What is required, therefore, is an initiative which addresses the most important problem of our time, as the Council of Florence did with theirs. At that time, the problem was to bolster the unity of the Church against the onslaught of the Turks. Even if similar dangers stand out today, the central question of the existence of the human species, the punctum saliens of human history, is different today.

Urgent Tasks

Today, the lives of billions of human beings are threatened by economic injustice--a problem which was already addressed twenty-two years ago by Pope Paul VI in the encyclical On the Development of Peoples. In the time that has elapsed since then, the problem has worsened so dramatically, that only with the immediate realization of the ideas contained in the On the Development of Peoples and the On Social Concern, will it be possible to save the human species.

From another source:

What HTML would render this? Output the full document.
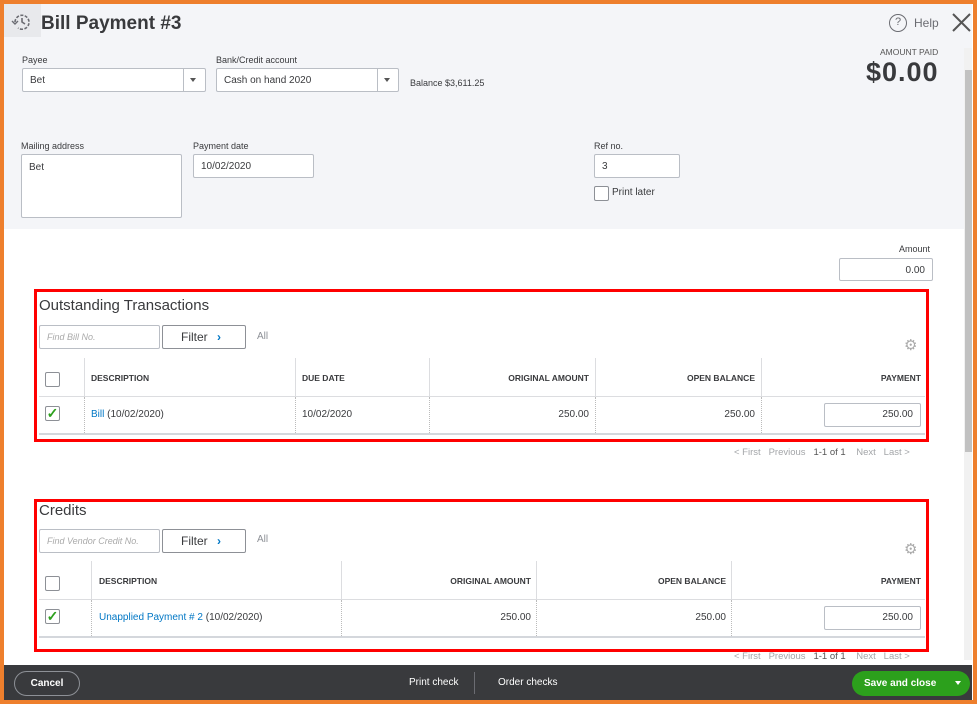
<!DOCTYPE html>
<html><head><meta charset="utf-8"><style>
*{box-sizing:border-box;margin:0;padding:0}
body{width:978px;height:706px;position:relative;overflow:hidden;background:#fff;font-family:"Liberation Sans",sans-serif;color:#393a3d}
.a{position:absolute}
.frame{left:0;top:0;width:977px;height:704px;border:4px solid #ee7f2d;border-top-width:4px}
.lbl{font-size:9px;color:#393a3d}
.inp{background:#fff;border:1px solid #babec5;border-radius:2px;font-size:10px;color:#393a3d;padding-left:7px}
.red{border:3px solid #f00}
.th{font-size:8.5px;font-weight:bold;color:#393a3d}
.td{font-size:10px;color:#393a3d}
.link{color:#0077c5}
.vl{width:1px;background:#dcdde0}
.vd{width:0;border-left:1px dotted #bbb}
.cb{width:15px;height:15px;border:1px solid #8d9096;border-radius:2px;background:#fff}
.pg{font-size:9.5px;color:#a3a5a8}
</style></head><body>
<div class="a" style="left:4px;top:4px;width:968px;height:225px;background:#f4f5f8"></div>
<div class="a" style="left:4px;top:229px;width:960px;height:436px;background:#fff"></div>
<div class="a" style="left:4px;top:4px;width:37px;height:33px;background:#e8e9ec"></div>
<svg class="a" style="left:11px;top:12px" width="22" height="20" viewBox="0 0 22 20"><path d="M4 10a7 7 0 1 1 3 6" fill="none" stroke="#6b6c72" stroke-width="1.6" stroke-dasharray="3 1.5"/><path d="M11 6v4l3 2" fill="none" stroke="#6b6c72" stroke-width="1.6"/><path d="M1 9l3 3 3-3" fill="none" stroke="#6b6c72" stroke-width="1.4"/></svg>
<div class="a" style="left:41px;top:13px;font-size:19px;font-weight:bold;color:#393a3d">Bill Payment #3</div>
<div class="a" style="left:889px;top:14px;width:18px;height:18px;border:1.5px solid #6b6c72;border-radius:50%;font-size:11px;text-align:center;line-height:15px;color:#6b6c72">?</div>
<div class="a" style="left:914px;top:16px;font-size:12px;color:#6b6c72">Help</div>
<svg class="a" style="left:951px;top:12px" width="21" height="21"><path d="M2 2L19 19M19 2L2 19" stroke="#555" stroke-width="2"/></svg>
<div class="a" style="left:880px;top:47px;font-size:8.5px;color:#555">AMOUNT PAID</div>
<div class="a" style="left:866px;top:57px;font-size:27px;font-weight:bold;color:#393a3d;letter-spacing:1px">$0.00</div>

<div class="a lbl" style="left:22px;top:55px">Payee</div>
<div class="a inp" style="left:22px;top:68px;width:184px;height:24px;line-height:24px">Bet</div>
<div class="a" style="left:183px;top:69px;width:1px;height:22px;background:#babec5"></div>
<div class="a" style="left:190px;top:78px;border:3.5px solid transparent;border-top:4px solid #555"></div>
<div class="a lbl" style="left:216px;top:55px">Bank/Credit account</div>
<div class="a inp" style="left:216px;top:68px;width:183px;height:24px;line-height:24px">Cash on hand 2020</div>
<div class="a" style="left:377px;top:69px;width:1px;height:22px;background:#babec5"></div>
<div class="a" style="left:384px;top:78px;border:3.5px solid transparent;border-top:4px solid #555"></div>
<div class="a" style="left:410px;top:78px;font-size:9px;color:#393a3d">Balance $3,611.25</div>

<div class="a lbl" style="left:21px;top:141px">Mailing address</div>
<div class="a inp" style="left:21px;top:154px;width:161px;height:64px;padding-top:7px">Bet</div>
<div class="a lbl" style="left:193px;top:141px">Payment date</div>
<div class="a inp" style="left:193px;top:154px;width:121px;height:24px;line-height:24px">10/02/2020</div>
<div class="a lbl" style="left:594px;top:141px">Ref no.</div>
<div class="a inp" style="left:594px;top:154px;width:86px;height:24px;line-height:24px">3</div>
<div class="a cb" style="left:594px;top:186px"></div>
<div class="a" style="left:612px;top:187px;font-size:10px">Print later</div>

<div class="a lbl" style="left:899px;top:244px">Amount</div>
<div class="a inp" style="left:839px;top:258px;width:94px;height:23px;line-height:23px;text-align:right;padding-right:7px">0.00</div>

<!-- Outstanding -->
<div class="a red" style="left:34px;top:289px;width:895px;height:153px"></div>
<div class="a" style="left:39px;top:297px;font-size:15px;color:#393a3d">Outstanding Transactions</div>
<div class="a inp" style="left:39px;top:325px;width:121px;height:24px;line-height:22px;font-size:9px;font-style:italic;color:#aaa">Find Bill No.</div>
<div class="a" style="left:162px;top:325px;width:84px;height:24px;border:1px solid #8d9096;border-radius:2px;font-size:12px;line-height:22px;padding-left:18px;color:#393a3d">Filter <span style="color:#0077c5;font-weight:bold;margin-left:6px">›</span></div>
<div class="a" style="left:257px;top:331px;font-size:10px;color:#8d9096">All</div>
<div class="a" style="left:904px;top:336px;font-size:15px;color:#aaa">⚙</div>
<div class="a vl" style="left:84px;top:358px;height:38px"></div>
<div class="a vl" style="left:295px;top:358px;height:38px"></div>
<div class="a vl" style="left:429px;top:358px;height:38px"></div>
<div class="a vl" style="left:595px;top:358px;height:38px"></div>
<div class="a vl" style="left:761px;top:358px;height:38px"></div>
<div class="a" style="left:39px;top:396px;width:886px;height:1px;background:#dcdde0"></div>
<div class="a vd" style="left:84px;top:397px;height:36px"></div>
<div class="a vd" style="left:295px;top:397px;height:36px"></div>
<div class="a vd" style="left:429px;top:397px;height:36px"></div>
<div class="a vd" style="left:595px;top:397px;height:36px"></div>
<div class="a vd" style="left:761px;top:397px;height:36px"></div>
<div class="a" style="left:39px;top:433px;width:886px;height:2px;background:#d4d7dc"></div>
<div class="a cb" style="left:45px;top:372px"></div>
<div class="a th" style="left:91px;top:373px">DESCRIPTION</div>
<div class="a th" style="left:302px;top:373px">DUE DATE</div>
<div class="a th" style="left:430px;top:373px;width:159px;text-align:right">ORIGINAL AMOUNT</div>
<div class="a th" style="left:596px;top:373px;width:159px;text-align:right">OPEN BALANCE</div>
<div class="a th" style="left:762px;top:373px;width:159px;text-align:right">PAYMENT</div>
<div class="a cb" style="left:45px;top:406px;color:#2ca01c;font-size:14px;line-height:12px;text-align:center;font-weight:bold">✓</div>
<div class="a td" style="left:91px;top:409px"><span class="link">Bill</span> (10/02/2020)</div>
<div class="a td" style="left:302px;top:409px">10/02/2020</div>
<div class="a td" style="left:430px;top:409px;width:159px;text-align:right">250.00</div>
<div class="a td" style="left:596px;top:409px;width:159px;text-align:right">250.00</div>
<div class="a inp" style="left:824px;top:403px;width:97px;height:24px;line-height:22px;text-align:right;padding-right:7px">250.00</div>
<div class="a pg" style="left:734px;top:447px">&lt; First&nbsp;&nbsp;&nbsp;Previous&nbsp;&nbsp;&nbsp;<span style="color:#555">1-1 of 1</span>&nbsp;&nbsp;&nbsp;&nbsp;Next&nbsp;&nbsp;&nbsp;Last &gt;</div>

<!-- Credits -->
<div class="a red" style="left:34px;top:499px;width:895px;height:153px"></div>
<div class="a" style="left:39px;top:502px;font-size:15px;color:#393a3d">Credits</div>
<div class="a inp" style="left:39px;top:529px;width:121px;height:24px;line-height:22px;font-size:9px;font-style:italic;color:#aaa">Find Vendor Credit No.</div>
<div class="a" style="left:162px;top:529px;width:84px;height:24px;border:1px solid #8d9096;border-radius:2px;font-size:12px;line-height:22px;padding-left:18px;color:#393a3d">Filter <span style="color:#0077c5;font-weight:bold;margin-left:6px">›</span></div>
<div class="a" style="left:257px;top:534px;font-size:10px;color:#8d9096">All</div>
<div class="a" style="left:904px;top:540px;font-size:15px;color:#aaa">⚙</div>
<div class="a vl" style="left:91px;top:561px;height:38px"></div>
<div class="a vl" style="left:341px;top:561px;height:38px"></div>
<div class="a vl" style="left:536px;top:561px;height:38px"></div>
<div class="a vl" style="left:731px;top:561px;height:38px"></div>
<div class="a" style="left:39px;top:599px;width:886px;height:1px;background:#dcdde0"></div>
<div class="a vd" style="left:91px;top:600px;height:36px"></div>
<div class="a vd" style="left:341px;top:600px;height:36px"></div>
<div class="a vd" style="left:536px;top:600px;height:36px"></div>
<div class="a vd" style="left:731px;top:600px;height:36px"></div>
<div class="a" style="left:39px;top:636px;width:886px;height:2px;background:#d4d7dc"></div>
<div class="a cb" style="left:45px;top:576px"></div>
<div class="a th" style="left:99px;top:576px">DESCRIPTION</div>
<div class="a th" style="left:342px;top:576px;width:189px;text-align:right">ORIGINAL AMOUNT</div>
<div class="a th" style="left:537px;top:576px;width:189px;text-align:right">OPEN BALANCE</div>
<div class="a th" style="left:732px;top:576px;width:189px;text-align:right">PAYMENT</div>
<div class="a cb" style="left:45px;top:609px;color:#2ca01c;font-size:14px;line-height:12px;text-align:center;font-weight:bold">✓</div>
<div class="a td" style="left:99px;top:612px"><span class="link">Unapplied Payment # 2</span> (10/02/2020)</div>
<div class="a td" style="left:342px;top:612px;width:189px;text-align:right">250.00</div>
<div class="a td" style="left:537px;top:612px;width:189px;text-align:right">250.00</div>
<div class="a inp" style="left:824px;top:606px;width:97px;height:24px;line-height:22px;text-align:right;padding-right:7px">250.00</div>
<div class="a pg" style="left:734px;top:651px">&lt; First&nbsp;&nbsp;&nbsp;Previous&nbsp;&nbsp;&nbsp;<span style="color:#555">1-1 of 1</span>&nbsp;&nbsp;&nbsp;&nbsp;Next&nbsp;&nbsp;&nbsp;Last &gt;</div>

<!-- scrollbar -->
<div class="a" style="left:964px;top:48px;width:8px;height:612px;background:#f1f1f1"></div>
<div class="a" style="left:965px;top:70px;width:7px;height:382px;background:#c1c1c1"></div>

<!-- footer -->
<div class="a" style="left:4px;top:665px;width:968px;height:35px;background:#393a3d"></div>
<div class="a" style="left:14px;top:671px;width:66px;height:25px;border:1px solid #8d9096;border-radius:13px;color:#fff;font-size:10px;font-weight:bold;text-align:center;line-height:23px">Cancel</div>
<div class="a" style="left:409px;top:677px;color:#fff;font-size:10px">Print check</div>
<div class="a" style="left:474px;top:672px;width:1px;height:22px;background:#6b6c72"></div>
<div class="a" style="left:498px;top:677px;color:#fff;font-size:10px">Order checks</div>
<div class="a" style="left:852px;top:671px;width:118px;height:25px;border-radius:13px;background:#2ca01c;color:#fff;font-size:10px;font-weight:bold;line-height:25px;padding-left:12px">Save and close</div>
<div class="a" style="left:955px;top:681px;border:3.5px solid transparent;border-top:4px solid #fff"></div>
<div class="a frame"></div>
</body></html>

But, as in the Council of Florence, union will be attained only on the same high level as the {Filioque} principle itself. Even to solve the problems currentlyafflicting humanity, it is necessary to find in Cusa's works those metaphysical and ontological truths which will necessarily lead to their solution. Only with the development of all microcosms, i.e., of all men on this planet, so that they realize their full, God-given human potential, will it be possible to reach a Concordantia.

Therefore, may this 550th anniversary of the Council of Florence serve as the occasion to revive this grand proof of the capacity of man to act on the basis of reason, with our theme this time being the realization of a plan for the development of all peoples. For, participation in the triune God concerns each and every human being.